En el caso del Plan aludido, para nuestra oposición importaba más la descalificación de Sánchez que debatir el contenido del proyecto, con lo cual ya no es preciso contra-argumentar, basta con contra-descalificar. Y al final el ciudadano se queda tan desorientado o más que antes del supuesto debate. Otra ocasión perdida para poder reflexionar conjuntamente sobre algo en lo que tanto nos jugamos.

Con todo, no hay que rasgarse (demasiado) las vestiduras o añorar tiempos pasados. Es lógico que una institución decimonónica tenga difícil su adaptación a la democracia digital. Supo amoldarse bastante bien a la radio y la televisión, pero está por ver si conseguirá sobrevivir a las redes. Sus tempos y sus lógicas son en gran medida contradictorias y los están colocando en rumbo de colisión. Por eso ya no hay buenos parlamentarios, en el sentido clásico del término. Ahora se exigen otro tipo de habilidades, aquellas que sintonizan más eficazmente con las pautas de la comunicación dominante. La fuerza del mejor argumento se sustituye por la intensidad de las pasiones, por el zasca, la burda provocación o la intensificación de actitudes polarizantes. El ciberespacio se traslada al hemiciclo y escenifica allí toda su fanfarria.

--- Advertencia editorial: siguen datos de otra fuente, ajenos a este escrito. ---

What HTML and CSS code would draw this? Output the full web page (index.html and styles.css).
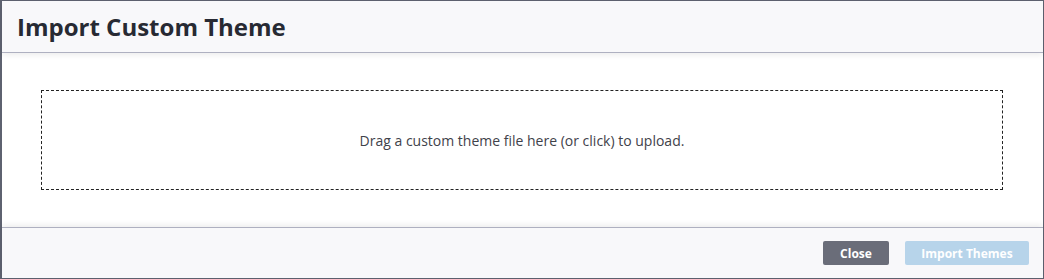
FILE: index.html
```html
<!DOCTYPE html>
<html>
<head>
    <title>Import Custom Theme</title>
    <link rel="stylesheet" href="styles.css">
</head>
<body>
    <div class="modal">
        <div class="modal-header">
            <h2>Import Custom Theme</h2>
        </div>
        <div class="modal-body">
            <div class="dropzone">Drag a custom theme file here (or click) to upload.</div>
        </div>
        <div class="modal-footer">
            <button class="btn btn-close">Close</button>
            <button class="btn btn-import" disabled>Import Themes</button>
        </div>
    </div>
</body>
</html>
```

FILE: styles.css
```css
html, body { margin: 0; padding: 0; }
body { font-family: "Open Sans", Arial, sans-serif; background: #fff; }
.modal { width: 1044px; height: 279px; box-sizing: border-box; border: 1px solid #5e6270; border-left-width: 2px; display: flex; flex-direction: column; background: #fff; }
.modal-header { height: 51px; background: #f8f8fa; border-bottom: 1px solid #aeb0c0; box-shadow: 0 2px 6px rgba(0,0,0,0.08); display: flex; align-items: center; padding: 0 15px; position: relative; z-index: 1; }
.modal-header h2 { margin: 0; font-size: 24px; font-weight: 700; color: #272a33; }
.modal-body { flex: 1; padding: 37px 40px 35px 39px; }
.dropzone { height: 98px; border: 1px dashed #222; display: flex; align-items: center; justify-content: center; font-size: 14px; color: #3f424a; }
.modal-footer { height: 50px; background: #f8f8fa; border-top: 1px solid #aeb0c0; box-shadow: 0 -2px 6px rgba(0,0,0,0.08); display: flex; align-items: center; justify-content: flex-end; gap: 16px; padding: 0 14px; }
.btn { height: 24px; border: none; border-radius: 2px; font-family: "Open Sans", Arial, sans-serif; font-size: 12px; font-weight: 700; color: #fff; padding: 0 16px; }
.btn-close { background: #6a6d79; width: 66px; }
.btn-import { background: #b7d4ea; width: 124px; }
```
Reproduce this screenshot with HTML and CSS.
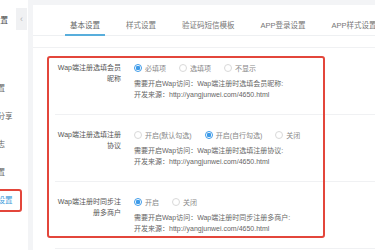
FILE: index.html
```html
<!DOCTYPE html>
<html lang="zh-CN">

<head>
    <meta charset="UTF-8">
    <meta name="viewport" content="width=device-width, initial-scale=1.0">
    <title>Wap端设置</title>
    <link rel="stylesheet" href="styles.css">
</head>

<body>
    <div class="page">
        <aside class="sidebar">
            <div class="sidebar-head">
                <span class="sidebar-title">系统设置</span>
                <span class="collapse-btn">&lsaquo;</span>
            </div>
            <ul class="menu">
                <li>基础设置</li>
                <li>推广员分享</li>
                <li>操作日志</li>
                <li>短信设置</li>
                <li class="active">移动端设置</li>
            </ul>
        </aside>

        <main class="main">
            <div class="card">
                <nav class="tabs">
                    <span class="tab active">基本设置</span>
                    <span class="tab">样式设置</span>
                    <span class="tab">验证码短信模板</span>
                    <span class="tab">APP登录设置</span>
                    <span class="tab">APP样式设置</span>
                </nav>

                <div class="form">
                    <div class="form-row">
                        <div class="form-label">Wap端注册选填会员昵称</div>
                        <div class="form-field">
                            <div class="radio-group">
                                <label class="radio checked"><i></i>必填项</label>
                                <label class="radio"><i></i>选填项</label>
                                <label class="radio"><i></i>不显示</label>
                            </div>
                            <p class="help">需要开启Wap访问：Wap端注册时选填会员昵称:<br>开发来源：http://yangjunwei.com/4650.html</p>
                        </div>
                    </div>

                    <div class="form-row">
                        <div class="form-label">Wap端注册选填注册协议</div>
                        <div class="form-field">
                            <div class="radio-group">
                                <label class="radio"><i></i>开启(默认勾选)</label>
                                <label class="radio checked"><i></i>开启(自行勾选)</label>
                                <label class="radio"><i></i>关闭</label>
                            </div>
                            <p class="help">需要开启Wap访问：Wap端注册时选填注册协议:<br>开发来源：http://yangjunwei.com/4650.html</p>
                        </div>
                    </div>

                    <div class="form-row">
                        <div class="form-label">Wap端注册时同步注册多商户</div>
                        <div class="form-field">
                            <div class="radio-group">
                                <label class="radio checked"><i></i>开启</label>
                                <label class="radio"><i></i>关闭</label>
                            </div>
                            <p class="help">需要开启Wap访问：Wap端注册时同步注册多商户:<br>开发来源：http://yangjunwei.com/4650.html</p>
                        </div>
                    </div>
                </div>

                <!-- annotation box -->
                <div class="highlight"></div>
            </div>
        </main>
    </div>
</body>

</html>
```

FILE: styles.css
```css
* {
    margin: 0;
    padding: 0;
    box-sizing: border-box;
}

html,
body {
    height: 100%;
    overflow: hidden;
}

body {
    background-color: #f3f4f6;
    font-family: "Liberation Sans", "Noto Sans CJK SC", sans-serif;
    color: #555;
}

.page {
    display: flex;
    height: 250px;
}

/* sidebar */
.sidebar {
    width: 28px;
    flex-shrink: 0;
    background: #fff;
    overflow: hidden;
}

.sidebar-head {
    display: flex;
    align-items: center;
    height: 22px;
    margin-top: 8px;
}

.sidebar-title {
    margin-left: -22px;
    font-size: 7.5px;
    white-space: nowrap;
    color: #444;
}

.collapse-btn {
    margin-left: auto;
    margin-right: 1px;
    width: 11px;
    height: 22px;
    flex-shrink: 0;
    background: #f0f1f3;
    color: #b5b5b5;
    font-size: 9px;
    line-height: 22px;
    text-align: center;
}

.menu {
    list-style: none;
    margin-top: 47px;
}

.menu li {
    margin-left: -27px;
    margin-right: 6px;
    height: 23px;
    margin-bottom: 5px;
    border: 2px solid transparent;
    border-radius: 3px;
    font-size: 7.5px;
    line-height: 19px;
    white-space: nowrap;
    color: #666;
}

.menu li.active {
    border-color: #e3463b;
    color: #3a9ad9;
}

/* main */
.main {
    flex: 1;
    padding: 5px 0 0 5px;
    min-width: 0;
}

.card {
    position: relative;
    height: 100%;
    background: #fff;
}

.tabs {
    display: flex;
    height: 31px;
    padding-left: 32px;
    border-bottom: 1px solid #eef0f2;
}

.tab {
    height: 31px;
    padding: 15px 5px 0;
    margin-right: 16px;
    border-bottom: 2px solid transparent;
    font-size: 7.5px;
    line-height: 12px;
    color: #777;
    white-space: nowrap;
}

.tab.active {
    border-bottom-color: #58aedc;
    color: #666;
}

/* form */
.form {
    margin-top: 11px;
    border-top: 1px solid #f0f1f3;
}

.form-row {
    display: flex;
    margin-left: 22px;
    padding: 12px 0 14px;
    border-bottom: 1px solid #f0f1f3;
}

.form-label {
    width: 66px;
    flex-shrink: 0;
    padding-top: 2px;
    font-size: 7px;
    line-height: 11px;
    text-align: right;
    color: #555;
}

.form-field {
    margin-left: 13px;
}

.radio-group {
    display: flex;
    align-items: center;
    gap: 13px;
    height: 16px;
}

.radio {
    display: flex;
    align-items: center;
    font-size: 7px;
    color: #888;
    white-space: nowrap;
}

.radio i {
    width: 8px;
    height: 8px;
    margin-right: 3px;
    border: 1px solid #d9d9d9;
    border-radius: 50%;
    background: #fff;
}

.radio.checked i {
    border-color: #3d9be9;
    background: radial-gradient(circle, #3d9be9 0, #3d9be9 2px, #fff 2.5px);
}

.help {
    margin-top: 2px;
    font-size: 7px;
    line-height: 11px;
    color: #666;
    white-space: nowrap;
}

.highlight {
    position: absolute;
    left: 14px;
    top: 51px;
    width: 278px;
    height: 182px;
    border: 2px solid #e3463b;
    border-radius: 3px;
    pointer-events: none;
}
```
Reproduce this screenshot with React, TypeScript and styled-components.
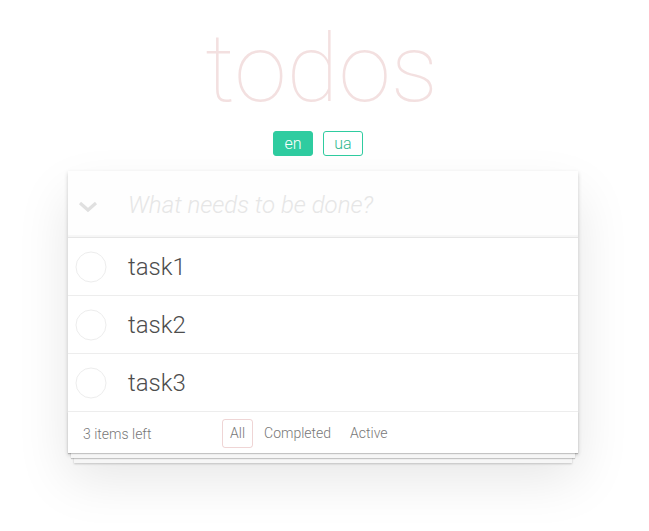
import React from "react";
import styled, { createGlobalStyle } from "styled-components";

const Global = createGlobalStyle`
  html, body { margin: 0; padding: 0; background: #ffffff; }
  body {
    font-family: Roboto, "Liberation Sans", sans-serif;
    font-weight: 300;
    color: #4d4d4d;
    -webkit-font-smoothing: antialiased;
  }
`;

const Page = styled.div`
  width: 510px;
  margin: 0 auto;
  padding: 16px 3px 70px 0;
  display: flex;
  flex-direction: column;
  align-items: stretch;
`;

const Title = styled.h1`
  margin: 0;
  text-align: center;
  font-size: 95px;
  font-weight: 100;
  line-height: 105px;
  height: 105px;
  padding-right: 3px;
  color: rgba(175, 47, 47, 0.15);
  font-family: Roboto, "Liberation Sans", sans-serif;
`;

const LangBar = styled.div`
  display: flex;
  justify-content: center;
  gap: 10px;
  margin-top: 10px;
  margin-bottom: 15px;
  padding-right: 10px;
`;

const LangButton = styled.button<{ $active?: boolean }>`
  width: 40px;
  height: 25px;
  padding: 0;
  border-radius: 3px;
  border: 1px solid #2fcca0;
  background: ${(p) => (p.$active ? "#2fcca0" : "#ffffff")};
  color: ${(p) => (p.$active ? "#ffffff" : "#2fb890")};
  font-family: Roboto, "Liberation Sans", sans-serif;
  font-size: 16px;
  font-weight: 300;
  line-height: 23px;
`;

const Card = styled.section`
  background: #fff;
  box-shadow: 0 2px 4px 0 rgba(0, 0, 0, 0.2), 0 25px 50px 0 rgba(0, 0, 0, 0.1);
  display: flex;
  flex-direction: column;
`;

const Header = styled.div`
  display: flex;
  align-items: center;
  height: 66px;
  background: rgba(0, 0, 0, 0.003);
  box-shadow: inset 0 -2px 1px rgba(0, 0, 0, 0.03);
  border-bottom: 1px solid #e6e6e6;
`;

const ToggleAll = styled.div`
  width: 60px;
  height: 66px;
  display: flex;
  align-items: center;
  justify-content: flex-start;
  padding: 5px 0 0 10px;
  box-sizing: border-box;
`;

const NewTodo = styled.input`
  flex: 1;
  border: none;
  outline: none;
  background: transparent;
  font-family: Roboto, "Liberation Sans", sans-serif;
  font-size: 24px;
  font-weight: 300;
  color: #4d4d4d;
  padding: 2px 16px 0 0;
  &::placeholder {
    font-style: italic;
    font-weight: 300;
    color: #e6e6e6;
  }
`;

const List = styled.ul`
  list-style: none;
  margin: 0;
  padding: 0;
`;

const Item = styled.li`
  display: flex;
  align-items: center;
  height: 57px;
  border-bottom: 1px solid #ededed;
  font-size: 24px;
`;

const CheckWrap = styled.div`
  width: 60px;
  display: flex;
  justify-content: flex-start;
  padding-left: 7px;
  box-sizing: border-box;
`;

const Label = styled.span`
  font-size: 24px;
  font-weight: 300;
  color: #4d4d4d;
  line-height: 28px;
`;

const Footer = styled.footer`
  display: flex;
  align-items: center;
  height: 41px;
  padding: 2px 15px 0;
  box-sizing: border-box;
  color: #777;
  font-size: 14px;
  box-shadow: 0 1px 1px rgba(0, 0, 0, 0.2), 0 8px 0 -3px #f6f6f6,
    0 9px 1px -3px rgba(0, 0, 0, 0.2), 0 16px 0 -6px #f6f6f6,
    0 17px 2px -6px rgba(0, 0, 0, 0.2);
`;

const Count = styled.span`
  width: 139px;
  flex: none;
`;

const Filters = styled.ul`
  list-style: none;
  margin: 0;
  padding: 0;
  display: flex;
  gap: 3px;
`;

const Filter = styled.a<{ $selected?: boolean }>`
  display: block;
  padding: 5px 7px;
  border: 1px solid ${(p) => (p.$selected ? "rgba(175, 47, 47, 0.2)" : "transparent")};
  border-radius: 3px;
  color: #777;
  text-decoration: none;
  line-height: 17px;
`;

const Circle = () => (
  <svg width="32" height="32" viewBox="0 0 32 32">
    <circle cx="16" cy="16" r="15" fill="none" stroke="#ededed" strokeWidth="1" />
  </svg>
);

const Chevron = () => (
  <svg width="20" height="12" viewBox="0 0 20 12">
    <polyline points="2,2 10,9 18,2" fill="none" stroke="#e0e0e0" strokeWidth="3.2" />
  </svg>
);

export default function App() {
  const tasks = ["task1", "task2", "task3"];
  return (
    <>
      <Global />
      <Page>
        <Title>todos</Title>
        <LangBar>
          <LangButton $active>en</LangButton>
          <LangButton>ua</LangButton>
        </LangBar>
        <Card>
          <Header>
            <ToggleAll>
              <Chevron />
            </ToggleAll>
            <NewTodo placeholder="What needs to be done?" />
          </Header>
          <List>
            {tasks.map((t) => (
              <Item key={t}>
                <CheckWrap>
                  <Circle />
                </CheckWrap>
                <Label>{t}</Label>
              </Item>
            ))}
          </List>
          <Footer>
            <Count>3 items left</Count>
            <Filters>
              <li>
                <Filter href="#/" $selected>
                  All
                </Filter>
              </li>
              <li>
                <Filter href="#/completed">Completed</Filter>
              </li>
              <li>
                <Filter href="#/active">Active</Filter>
              </li>
            </Filters>
          </Footer>
        </Card>
      </Page>
    </>
  );
}
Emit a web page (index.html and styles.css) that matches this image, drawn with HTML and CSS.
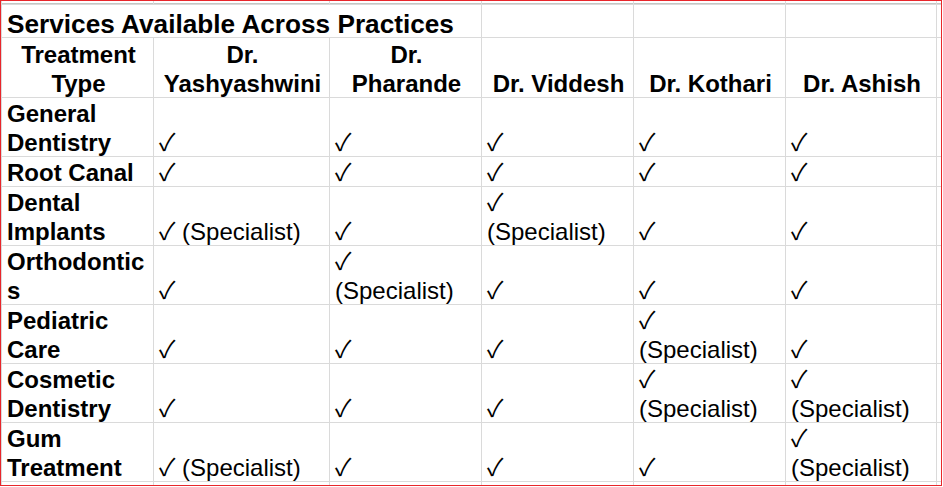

Como todavía ocurre en el británico, el Parlamento siempre fue un lugar de ruido, ironías, voces disonantes y falacias argumentales. La teatralización fue una de sus señas de identidad. Pero había chispa e inteligencia y, sobre todo, respeto mutuo y conciencia plena de constituir la sede central de la democracia. Hoy da la impresión de ser el engorroso lugar donde pasar el trámite de la aprobación de leyes, o donde representar lo que mejor sintonice con los humores de las redes. No ejemplariza buscando contrarrestarlos con otra política más argumentativa y responsable. Ha preferido convertirse en su caja de resonancia más solemne. Lo que aún ignoramos es cómo vaya a afectar esto a la democracia.